Young Caucasian woman with pink her studying from her laptop screen

Image source: Getty Images

You’re reading a free article with opinions that may differ from The Motley Fool’s Premium Investing Services. Become a Motley Fool member today to get instant access to our top analyst recommendations, in-depth research, investing resources, and more. Learn More.

Growth stocks have the capacity to transform my portfolio, and some already have. But equally growth stocks can be much more volatile than their more mature peers. It’s also true that many growth stocks fail to achieve their potential.

Investing regularly

Regular investment in growth stocks provides a powerful strategy for long-term wealth accumulation.

By investing regularly, investors harness the benefits of compounding returns, manage risk through dollar/pound-cost averaging, and participate in the potential of innovative and expanding companies.

This approach not only diversifies the portfolio but also allows for flexibility and adaptability in response to market dynamics.

With an emphasis on fundamental analysis, growth stock investments offer the potential for substantial capital appreciation and act as a hedge against inflation.

So, if I were able to invest £200 a month in growth-focused stocks, I could look to smooth out some of the volatility of the market, while taking positions in high-potential stocks.

A strategy for growth

As mentioned, growth stocks have the capacity to deliver huge gains, but there’s also more risk involved when investing in growth-oriented firms.

As such, I need to have a strategy and a set criteria for my investments. Personally, I like using the price/earnings-to-growth (PEG) ratio as a central part of my growth strategy.

Essentially, I’m looking for companies with a PEG ratio below one, because that suggests the market doesn’t fully appreciate these firms’ expected earnings growth.

The ratio is calculated by dividing the price-to-earnings (P/E) ratio by the expected annualised earnings per share growth over the next three-five years.

Selecting stocks

So, what could my growth-focused portfolio look like. Well, here’s a list of companies with PEG ratios below one, many of which I already own.

StockPEG Ratio
AppLovin0.64
Celestica0.67
Li Auto0.04
Lloyds0.5
Nvidia0.95
Rolls-Royce0.5
Super Micro Computer0.6

These are just a handful of companies that, according to the PEG ratio, are undervalued. The lower the number, the greater the undervaluation.

Investing for growth

As someone who has been investing for a while, I aim for low double-digit returns annually. But maybe if I focused on the stocks listed above, I could see stronger returns.

The thing is, however, I also want to have a diversified portfolio — one which includes, bonds, funds, and more mature companies that can reduce risk.

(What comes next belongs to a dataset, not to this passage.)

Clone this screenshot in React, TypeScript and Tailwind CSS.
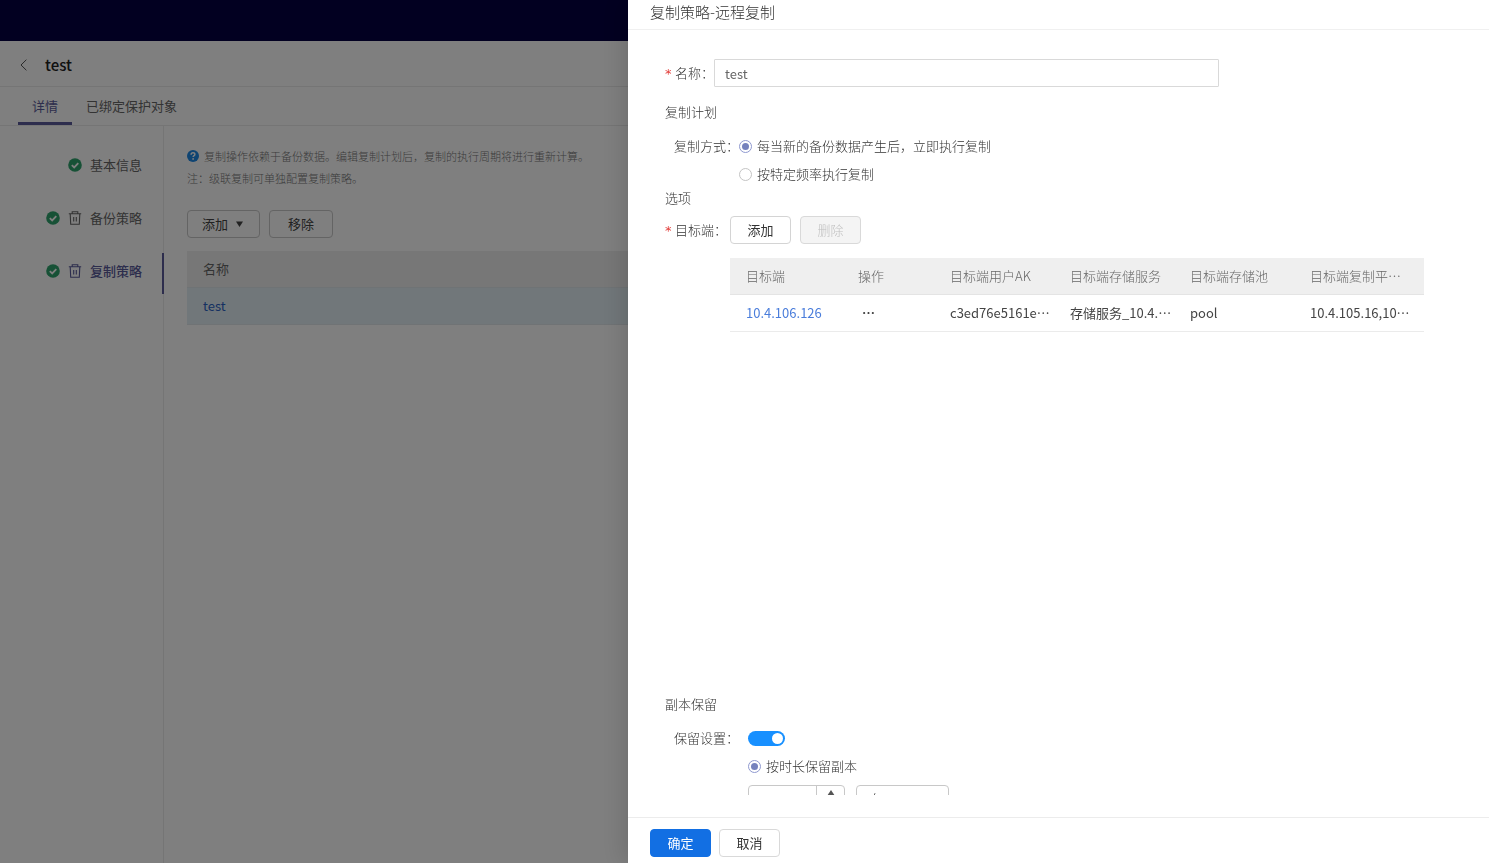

Nonetheless, despite the risks associated with growth stocks, I expect to make some of the above companies a larger part of my portfolio in 2024.

For example, if I could achieve 15% annualised returns, it would take 30 years for my £200 a month to turn into £1.38m.

In the below chart, we can see how this 15% returns compounds year after year, generating exponential growth. As such, much of the growth comes in the latter years.

Created at thecalculatorsite.com

Of course, 15% annualised returns would be a considerable achievement for an average retail investor. If I were to average 8% annualised returns, which is still considerable, I could expect to have around £300,000 after 30 years — just from £200 a month.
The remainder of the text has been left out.